Stephen Paul Clough, who pleaded guilty to failing to pay nearly $1 million in taxes between 2003 and 2010, established a trust during that time to endow a college scholarship fund at Michigan Tech.

A Minnetonka resident who pleaded guilty to failing to pay nearly $1 million in taxes between 2003 and 2010, established a trust during that time to endow a college scholarship fund at his alma mater.

Stephen Paul Clough pleaded guilty in federal court earlier this week to failing to pay federal income and employment taxes withheld from workers at Gamma Vacuum, located in Shakopee. 

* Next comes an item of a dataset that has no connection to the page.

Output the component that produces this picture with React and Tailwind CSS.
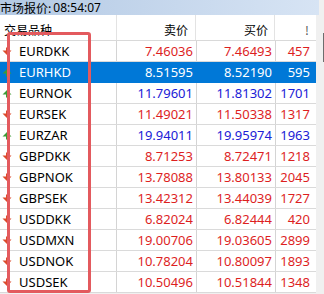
import React from "react";

const rows = [
  ["EURDKK", "7.46036", "7.46493", "457", "r", "d"],
  ["EURHKD", "8.51595", "8.52190", "595", "s", "u"],
  ["EURNOK", "11.79601", "11.81302", "1701", "b", "u"],
  ["EURSEK", "11.49021", "11.50338", "1317", "r", "d"],
  ["EURZAR", "19.94011", "19.95974", "1963", "b", "u"],
  ["GBPDKK", "8.71253", "8.72471", "1218", "r", "d"],
  ["GBPNOK", "13.78088", "13.80133", "2045", "r", "d"],
  ["GBPSEK", "13.42312", "13.44039", "1727", "r", "d"],
  ["USDDKK", "6.82024", "6.82444", "420", "r", "d"],
  ["USDMXN", "19.00706", "19.03605", "2899", "r", "d"],
  ["USDNOK", "10.78204", "10.80097", "1893", "r", "d"],
  ["USDSEK", "10.50496", "10.51844", "1348", "r", "d"],
];

function Arrow({ dir }) {
  if (dir === "u") {
    return (
      <svg width="10" height="9" viewBox="0 0 10 9" className="shrink-0">
        <path d="M5 1 L9.5 5.5 L6 5.5 L6 8.5 L4 8.5 L4 5.5 L0.5 5.5 Z" fill="#3f9a35" />
      </svg>
    );
  }
  return (
    <svg width="10" height="9" viewBox="0 0 10 9" className="shrink-0">
      <path d="M4 0.5 L6 0.5 L6 3.5 L9.5 3.5 L5 8 L0.5 3.5 L4 3.5 Z" fill="#dc4a2c" />
    </svg>
  );
}

export default function App() {
  return (
    <div
      className="relative w-[324px] h-[294px] overflow-hidden bg-[#f0f0f0]"
      style={{ fontFamily: '"Noto Sans", "Noto Sans CJK SC", sans-serif' }}
    >
      <div className="h-[15px] w-[319px] bg-gradient-to-r from-[#b3c9e4] to-[#d7e4f4] flex items-center text-[12px] leading-none text-black">
        <span style={{ fontFamily: '"Noto Sans CJK SC", sans-serif' }}>市场报价:</span>
        <span className="ml-[2px] text-[12px]">08:54:07</span>
      </div>
      <div className="flex">
        <div className="w-[316px] bg-white">
          <div className="flex h-[26px] border-b border-[#d9d9d9] text-[12px] text-black" style={{ fontFamily: '"Noto Sans CJK SC", sans-serif' }}>
            <div className="w-[117px] border-r border-[#e3e3e3] pl-[4px] pt-[6px]">交易品种</div>
            <div className="w-[79px] border-r border-[#e3e3e3] text-right pr-[7px] pt-[6px]">卖价</div>
            <div className="w-[79px] border-r border-[#e3e3e3] text-right pr-[6px] pt-[6px]">买价</div>
            <div className="w-[41px] text-right pr-[7px] pt-[6px] text-[#555]">!</div>
          </div>
          {rows.map(([sym, bid, ask, spr, c, dir]) => {
            const sel = c === "s";
            const col = sel ? "text-white" : c === "b" ? "text-[#2020d6]" : "text-[#dd1f1f]";
            const bl = sel ? "border-[#0078d7]" : "border-[#d4d4d4]";
            return (
              <div
                key={sym}
                className={`flex h-[21px] border-b text-[13px] leading-none ${sel ? "bg-[#0078d7] border-[#0078d7]" : "border-[#dadada]"}`}
              >
                <div className={`w-[116px] flex items-center pl-[2px] gap-[7px] ${sel ? "text-white" : "text-black"}`}>
                  <Arrow dir={dir} />
                  <span>{sym}</span>
                </div>
                <div className={`w-[80px] flex items-center justify-end pr-[3px] border-l ${bl} ${col}`}>{bid}</div>
                <div className={`w-[79px] flex items-center justify-end pr-[3px] border-l ${bl} ${col}`}>{ask}</div>
                <div className={`w-[41px] flex items-center justify-end pr-[6px] border-l ${bl} ${col}`}>{spr}</div>
              </div>
            );
          })}
        </div>
        <div className="flex-1 relative">
          <div className="absolute right-0 top-[18px] w-[1px] h-[29px] bg-[#6d6d6d]" />
        </div>
      </div>
      <div className="absolute left-[7px] top-[32px] w-[84px] h-[261px] border-[3px] border-[#e35a5e] rounded-[3px]" />
    </div>
  );
}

In his plea agreement, Clough admitted that from 2003 to 2010, he failed to pay the Internal Revenue Service (IRS) appropriate income and employment taxes withheld from the wages of the employees at the company, resulting in a tax loss to the IRS of $944,134.29.

According to Michigan Technological University, Clough earned three degrees there – a BS in metallurgical engineering in 1974, a MS in 1975 and a Ph.D in 1977.

In a 2006 alumni publication, Clough is pictured shaking hands with Michigan Tech’s President, Glenn Mroz, after establishing the Clough Trust to endow an undergraduate scholarship fund in the Department of Materials Science and Engineering. Clough was praised as “providing enthusiastic and tireless guidance to the department” through serving for 13 years on their External Advisory Board.

Also in 2006, Clough was inducted into Michigan Tech's Academy of Department of Materials Science and Engineering, which honors those whose careers reflect outstanding accomplishment and service to the profession. Academy members serve as role models for students and the department encourages visits and interactions with students whenever possible, the report said.

On the school's website, a profile of Clough lists him as the president of Shakopee business Gamma Vacuum and says Clough lives in Minnetonka and has a cottage in Michigan.

As part of a plea agreement, Clough pleaded guilty on May 7 to one count of willful failure to pay over tax in a federal court in St. Paul. He faces up to five years in prison.